SWFWMD CFI  (Cooperative Funding Initiative)  Cost (2021) $4,125,000

Total Cost (2021) $16,500,000

According to Gordon Onderdonk, Utilities Director, there is a 20% funding gap that would have to be paid for by the residents.

“These projects initially started out at about $25,000 per house. It looks like it will be upwards of $30,000 per house. So I want to let you know that 20% is about $6000 that the resident will be responsible for, even though we would be providing 80% of the funding through these other agencies and the utility.

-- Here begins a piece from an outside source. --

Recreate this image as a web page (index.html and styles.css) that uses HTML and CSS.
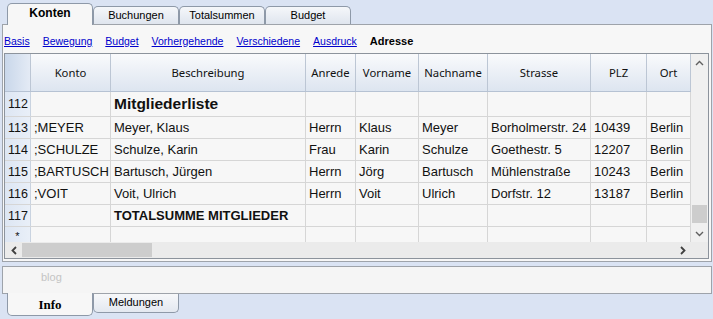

That’s… the recipe we would submit as part of this application. ”

The county is currently working on a mandatory connection ordinance for sanitary sewer, which is under legal review.  The projected completion date is Oct. 8, 2019, according to the County Administrator’s Board Directives plan.

To be clear, half of district A is a very small sliver of properties that fall within the Primary Focus Area of the BMAP.   One of the completed projects listed on the BMAP for the Weeki Wachee Springshed is the $240,000 Septic to Sewer conversion study. The study by Coastal Engineering, looks at the feasibility of converting 32,000 properties within the Weeki Wachee Springshed BMAP from septic to sewer in 19 districts (A-S). The total price of doing so, was estimated at the time of the study to be around $700 million. 

 District A and B septic to sewer conversions from the conversion study appear on the June 2018 list of stakeholder projects to reduce nitrogen sources. Districts A and B are located just north of Weeki Wachee Springs. The price for completing both conversions was estimated to be $48 million in 2018, but that has already increased with the current anticipated cost for phase 1 District A project.  

Including the $2.7 million cost which 450 property owners of District A will have to bear, the project cost is $9.2 million over the $10 million estimate provided in 2018.

 There are 900 septic systems to convert in District A and 1,310 septic systems to convert in District B.